Happy New Year to all of my readers. It’s always exciting to launch into the next numerical year, and as we like to do, it’s fun to take a quick and ceremonial look back to reflect on what happened during the previous twelve months.
2015 is now history. There’s something weirdly nostalgic about that notion, knowing that all the events and milestones we experienced during that period of time are now just pieces of our past; just memories that have contributed to where we are as people who are now standing at the front edge of 2016.
I like to say that Near Years are like Blank Journals, which was the title of the blog post I wrote one year ago, at the beginning of January 2015. Just as the pages of an empty Moleskine are filled at this point with nothing but potential, so are the days, weeks and months that lie ahead.
However, before I open that proverbial blank journal for myself, I’d like to take a quick look back at what happened in my photography life during the past calendar year. 2015 was an amazing year for me, and one of my busiest, most productive years I can remember, with two books published, a video course, and multiple trips to some really amazing places I’d never visited before. Sometimes things got a little too busy, but I managed to get through the year intact.
So, in three parts, here’s my brief 2015 retrospective.
What will you do this year in 2016? Great things I hope. Let me know what you have in store for the coming months.
Having shot the X-T1 for almost a year at that point, I was still very excited about the camera, but with the December 2013 firmware update, which added 27 new features, including the high speed electronic shutter that allows the camera to fire up to 1/32,000 second, I was excited for the expanded creative possibilities that were now open to an already amazing little camera.

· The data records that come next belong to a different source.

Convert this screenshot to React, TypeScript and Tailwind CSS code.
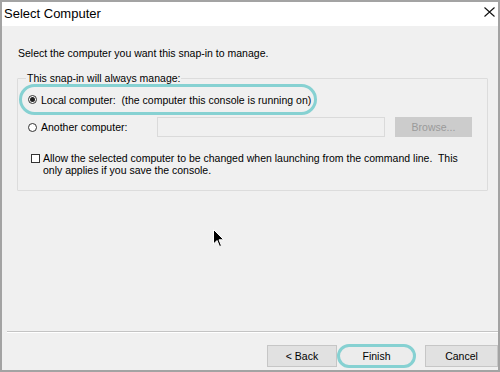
export default function App() {
  return (
    <div className="w-[500px] h-[372px] flex flex-col border-2 border-[#a3a3a3] bg-[#f0f0f0] text-black font-['Liberation_Sans',Arial,sans-serif]">
      {/* Title bar */}
      <div className="h-[24px] shrink-0 bg-white flex items-center justify-between pl-[2px] pr-[2px]">
        <span className="text-[13px] leading-none mt-[-2px]">Select Computer</span>
        <svg width="11" height="10" viewBox="0 0 11 10" className="mt-[-4px] mr-[1px]">
          <path d="M0.5 0.5L10.5 9.5M10.5 0.5L0.5 9.5" stroke="#111" strokeWidth="1.1" />
        </svg>
      </div>

      {/* Body */}
      <div className="relative flex-1 flex flex-col text-[10.5px] leading-[12px]">
        <p className="mt-[21px] ml-[16px]">Select the computer you want this snap-in to manage.</p>

        <fieldset className="mt-[13px] ml-[15px] w-[471px] h-[119px] border border-[#dcdcdc] rounded-[1px]">
          <legend className="ml-[8px] px-[1px]">This snap-in will always manage:</legend>

          <div className="ml-[1px] w-[298px] h-[31px] rounded-full border-[3px] border-[#86d1d2] flex items-center pl-[6px] gap-[4px] whitespace-nowrap">
            <span className="w-[9px] h-[9px] shrink-0 rounded-full border border-[#333] bg-white flex items-center justify-center">
              <span className="w-[5px] h-[5px] rounded-full bg-[#222]" />
            </span>
            <span>Local computer:&nbsp; (the computer this console is running on)</span>
          </div>

          <div className="mt-[2px] flex items-center h-[20px]">
            <div className="ml-[10px] flex items-center gap-[4px] w-[129px]">
              <span className="w-[9px] h-[9px] rounded-full border border-[#333] bg-white" />
              <span>Another computer:</span>
            </div>
            <div className="w-[228px] h-[20px] border border-[#dadada] bg-[#f0f0f0]" />
            <div className="ml-[10px] w-[77px] h-[20px] bg-[#cccccc] text-[#9a9a9a] flex items-center justify-center">
              Browse...
            </div>
          </div>

          <div className="mt-[15px] ml-[13px] flex items-start gap-[3px]">
            <span className="mt-[2px] w-[9px] h-[9px] shrink-0 border border-[#333] bg-white" />
            <span className="whitespace-nowrap">
              Allow the selected computer to be changed when launching from the command line.&nbsp; This
              <br />
              only applies if you save the console.
            </span>
          </div>
        </fieldset>

        {/* Footer */}
        <div className="mt-auto ml-[5px] border-t border-[#c4c4c4] shadow-[0_1px_0_#ffffff]" />
        <div className="mt-[13px] mb-[3px] flex justify-end h-[22px]">
          <button className="w-[70px] h-[22px] bg-[#e1e1e1] border border-[#c6c6c6] text-[10.5px]">&lt; Back</button>
          <button className="w-[79px] h-[24px] mt-[-1px] rounded-full border-[3px] border-[#86d1d2] bg-[#ececec] text-[10.5px]">
            Finish
          </button>
          <button className="ml-[9px] w-[73px] h-[22px] bg-[#e1e1e1] border border-[#c6c6c6] text-[10.5px]">Cancel</button>
        </div>

        {/* Mouse pointer */}
        <svg className="absolute left-[211px] top-[203px]" width="12" height="19" viewBox="0 0 12 19">
          <path d="M0.5 0.5L0.5 15L4 11.5L6.5 17.5L8.5 16.7L6 10.8L10.8 10.8Z" fill="#000" stroke="#fff" strokeWidth="1" />
        </svg>
      </div>
    </div>
  )
}
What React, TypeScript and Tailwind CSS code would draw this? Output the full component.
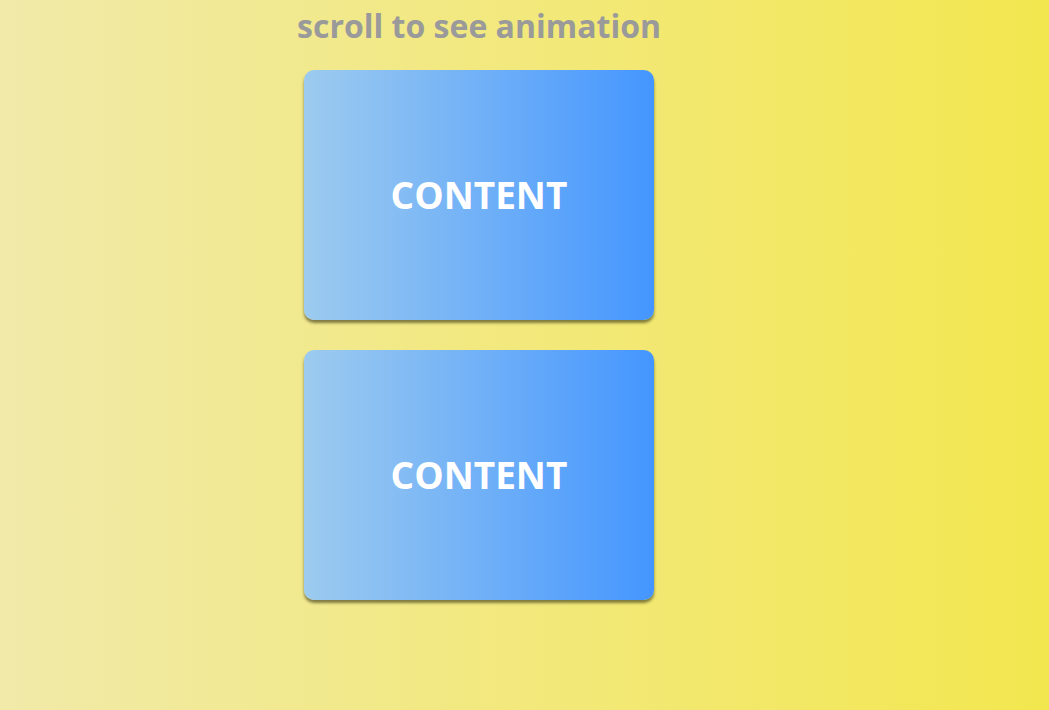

I shot quite a bit of snow biking around Anchorage in January, but due to our lack of snow, much of it ended being more ice biking than anything. This shot is my friend Eric Parsons of Revelate Designs cruising around the frozen mud flats of the Cook Inlet.
Also in January, I had the cover photo on Volume 5 of CLARITY: Photography Behind the Camera, which is one of my favorite online photography magazines. Finally, the I spent the beginning of January furiously writing and editing in order to finish up the manuscript for my second book and meet my publisher deadline.
By February, we had a little bit more snow, so I continued to shoot show biking around Southcentral Alaska. Right around that time, I got the chance to try out the new Fuji XF50-140 f/2.8 lens, which in my mind, was the final nail piece in the puzzle for me to use mirrorless cameras full time.
This is a full-on pro weather sealed fast telephoto f/2.8 zoom lens that’s lighter than the Nikon f/2.8 version. Since this type of glass had long been my bread and butter DLSR lens, this suddenly made my X-T1 even more capable for shooting action and adventure sports. If you haven’t seen my review of the Fuji 50-140 f/2.8 lens, you can find it here.
Here’s another one of my favorite snow biking images I made in February 2015. I always love shooting wide angle action, because I can move in close and focus on specific details of the landscape and still show the subject matter in their environment.
February also saw more aerials, including this shot below, which is one of my all time favorite aerials photos of the Chugach. I love the subtle light and almost symbolic representation of the abbreviated landscape. Minimalism applied to landscape photography. Short and sweet. Less is more.
Ok, full disclosure, I actually shot this image on January 31 of last year, but I didn’t get it edited and catalogued into Lightroom until the next day. Does that count?
March began for me with a trip to sunny California, where I spent warm days pedaling around dry singletrack trails in short sleeves and shooting photos NOT in the cold. Always refreshing after slugging it out with weeks of cold and ice in Anchorage.
After returning to Alaska, I ran my Knik Glacier Photography Workshop, which was a huge success. I had 5 awesome participants and we all had a great time shooting glacier aerials and photographing out on the ice, walking around beneath the massive icebergs of the Knik Glacier Lagoon.
Here’s the full recap of the workshop, which includes a testimonial from one of the participants. I’m mixing things up this year, and this season, I’m running a weekend photography workshop at the Matanuska Glacier. This promises to be a great opportunity for shooting amazing winter glacierscapes in an ice environment that’s a little different, and in some ways, a little more intimate than the Knik.
Check out the info about my 2016 Matanuska Glacier Photography Workshop here. It runs April 1-3, 2016.
I closed out March with an amazing trip I took with two good friends, Josh Spice and Glenn Charles. We did a weekend bikepacking trip out to the Knik Glacier, where we rode our fat bikes around the massive icebergs of the Knik, then spent the night right there next to the ice and watched the northern lights dance in the sky above the icebergs.
It was a real adventure that involved getting lost, riding through huge ice-filled puddles, pushing through giant, deep muddy sections, bushwhacking will fully loaded fat bikes through thick willowy forests and losing a memory card full of my best photos of the trip which was almost lost forever, until… well, you can read all about it here.
All in all, the trip was one of my favorite adventures from 2015. You can read my full Knik Glacier Bikepacking photo essay here. And, it gave me a chance to REALLY test the weatherproofing on on Fuji X-T1.